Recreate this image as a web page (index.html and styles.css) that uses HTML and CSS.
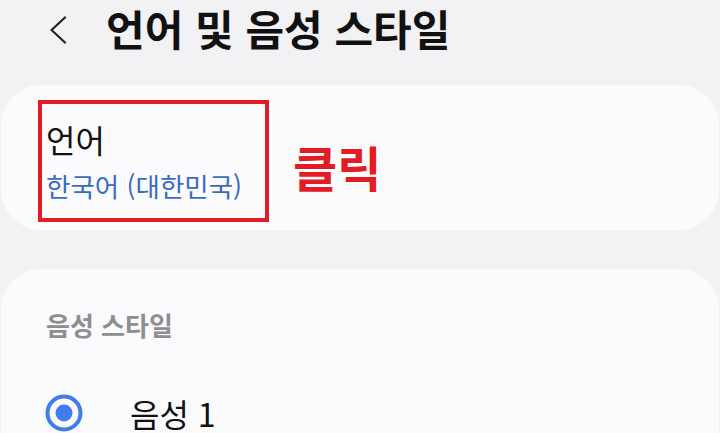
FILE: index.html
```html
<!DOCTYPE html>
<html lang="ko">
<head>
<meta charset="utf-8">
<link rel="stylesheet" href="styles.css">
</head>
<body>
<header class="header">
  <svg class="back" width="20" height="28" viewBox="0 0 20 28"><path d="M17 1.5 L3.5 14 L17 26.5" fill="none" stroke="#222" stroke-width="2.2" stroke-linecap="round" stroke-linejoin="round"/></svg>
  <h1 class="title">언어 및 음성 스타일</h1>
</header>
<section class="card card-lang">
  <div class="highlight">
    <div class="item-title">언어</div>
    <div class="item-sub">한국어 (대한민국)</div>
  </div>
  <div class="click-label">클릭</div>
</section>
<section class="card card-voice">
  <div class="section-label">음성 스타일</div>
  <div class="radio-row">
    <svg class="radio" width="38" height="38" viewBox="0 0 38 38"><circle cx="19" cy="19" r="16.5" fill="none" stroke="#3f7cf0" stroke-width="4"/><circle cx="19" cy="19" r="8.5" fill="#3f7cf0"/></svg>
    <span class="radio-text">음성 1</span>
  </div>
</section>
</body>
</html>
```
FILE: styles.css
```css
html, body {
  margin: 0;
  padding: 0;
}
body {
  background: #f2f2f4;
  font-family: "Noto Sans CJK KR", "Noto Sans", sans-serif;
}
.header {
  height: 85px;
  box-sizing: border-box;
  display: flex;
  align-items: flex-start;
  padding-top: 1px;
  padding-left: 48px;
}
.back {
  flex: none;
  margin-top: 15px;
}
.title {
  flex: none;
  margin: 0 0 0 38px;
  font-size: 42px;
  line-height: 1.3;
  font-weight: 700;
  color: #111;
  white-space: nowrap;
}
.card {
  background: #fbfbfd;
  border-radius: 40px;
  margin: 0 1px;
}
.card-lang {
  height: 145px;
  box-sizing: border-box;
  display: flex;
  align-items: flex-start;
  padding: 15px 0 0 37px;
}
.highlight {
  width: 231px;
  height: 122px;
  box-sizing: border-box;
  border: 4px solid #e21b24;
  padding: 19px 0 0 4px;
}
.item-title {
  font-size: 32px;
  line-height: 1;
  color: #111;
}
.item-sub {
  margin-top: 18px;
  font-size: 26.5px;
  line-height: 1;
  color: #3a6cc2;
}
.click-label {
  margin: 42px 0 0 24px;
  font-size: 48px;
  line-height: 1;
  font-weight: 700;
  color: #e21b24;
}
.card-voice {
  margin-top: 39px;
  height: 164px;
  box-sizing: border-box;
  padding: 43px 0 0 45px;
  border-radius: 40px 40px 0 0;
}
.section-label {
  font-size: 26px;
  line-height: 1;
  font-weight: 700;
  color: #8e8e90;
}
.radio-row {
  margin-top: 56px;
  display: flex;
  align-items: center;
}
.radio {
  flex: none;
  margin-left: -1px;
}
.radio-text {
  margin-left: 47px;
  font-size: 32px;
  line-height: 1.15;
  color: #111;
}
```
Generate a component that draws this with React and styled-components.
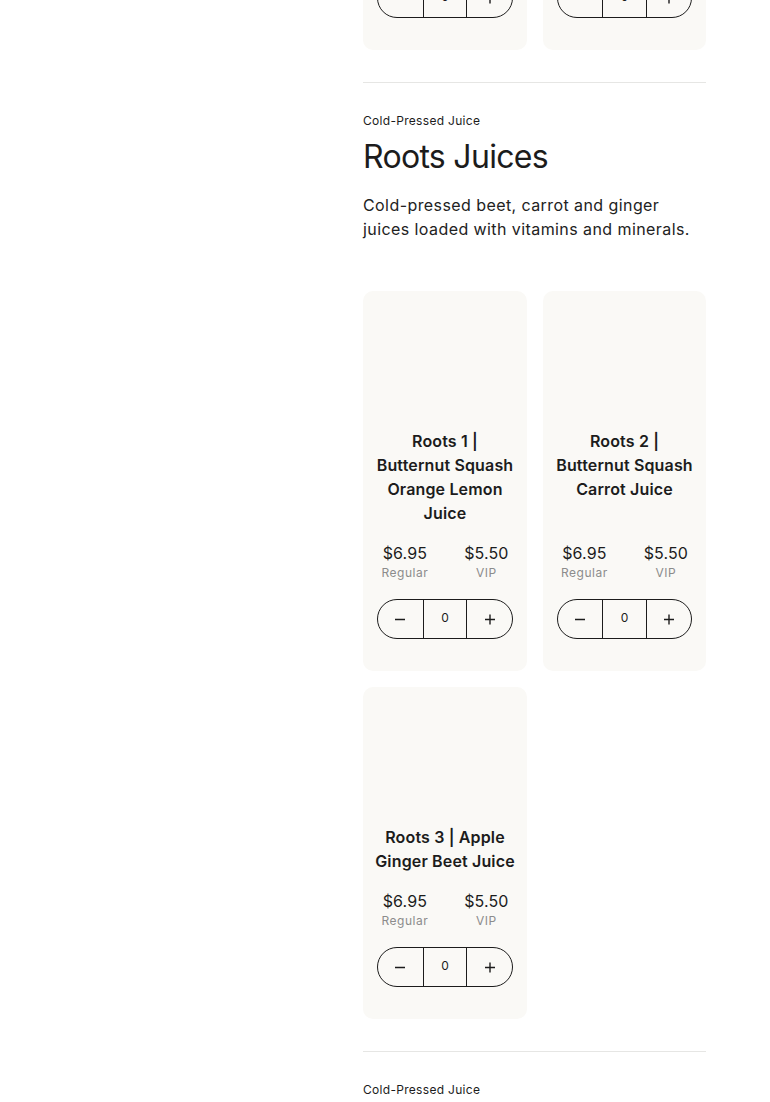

-------

> **What to work on**
Write out the material above again, word for word, minus its pictures.

> **The reply**
Recreate this image as a web page (index.html and styles.css) that uses HTML and CSS.
FILE: index.html
```html
<!DOCTYPE html>
<html lang="ko">
<head>
<meta charset="utf-8">
<link rel="stylesheet" href="styles.css">
</head>
<body>
<header class="header">
  <svg class="back" width="20" height="28" viewBox="0 0 20 28"><path d="M17 1.5 L3.5 14 L17 26.5" fill="none" stroke="#222" stroke-width="2.2" stroke-linecap="round" stroke-linejoin="round"/></svg>
  <h1 class="title">언어 및 음성 스타일</h1>
</header>
<section class="card card-lang">
  <div class="highlight">
    <div class="item-title">언어</div>
    <div class="item-sub">한국어 (대한민국)</div>
  </div>
  <div class="click-label">클릭</div>
</section>
<section class="card card-voice">
  <div class="section-label">음성 스타일</div>
  <div class="radio-row">
    <svg class="radio" width="38" height="38" viewBox="0 0 38 38"><circle cx="19" cy="19" r="16.5" fill="none" stroke="#3f7cf0" stroke-width="4"/><circle cx="19" cy="19" r="8.5" fill="#3f7cf0"/></svg>
    <span class="radio-text">음성 1</span>
  </div>
</section>
</body>
</html>
```
FILE: styles.css
```css
html, body {
  margin: 0;
  padding: 0;
}
body {
  background: #f2f2f4;
  font-family: "Noto Sans CJK KR", "Noto Sans", sans-serif;
}
.header {
  height: 85px;
  box-sizing: border-box;
  display: flex;
  align-items: flex-start;
  padding-top: 1px;
  padding-left: 48px;
}
.back {
  flex: none;
  margin-top: 15px;
}
.title {
  flex: none;
  margin: 0 0 0 38px;
  font-size: 42px;
  line-height: 1.3;
  font-weight: 700;
  color: #111;
  white-space: nowrap;
}
.card {
  background: #fbfbfd;
  border-radius: 40px;
  margin: 0 1px;
}
.card-lang {
  height: 145px;
  box-sizing: border-box;
  display: flex;
  align-items: flex-start;
  padding: 15px 0 0 37px;
}
.highlight {
  width: 231px;
  height: 122px;
  box-sizing: border-box;
  border: 4px solid #e21b24;
  padding: 19px 0 0 4px;
}
.item-title {
  font-size: 32px;
  line-height: 1;
  color: #111;
}
.item-sub {
  margin-top: 18px;
  font-size: 26.5px;
  line-height: 1;
  color: #3a6cc2;
}
.click-label {
  margin: 42px 0 0 24px;
  font-size: 48px;
  line-height: 1;
  font-weight: 700;
  color: #e21b24;
}
.card-voice {
  margin-top: 39px;
  height: 164px;
  box-sizing: border-box;
  padding: 43px 0 0 45px;
  border-radius: 40px 40px 0 0;
}
.section-label {
  font-size: 26px;
  line-height: 1;
  font-weight: 700;
  color: #8e8e90;
}
.radio-row {
  margin-top: 56px;
  display: flex;
  align-items: center;
}
.radio {
  flex: none;
  margin-left: -1px;
}
.radio-text {
  margin-left: 47px;
  font-size: 32px;
  line-height: 1.15;
  color: #111;
}
```
Generate a component that draws this with React and styled-components.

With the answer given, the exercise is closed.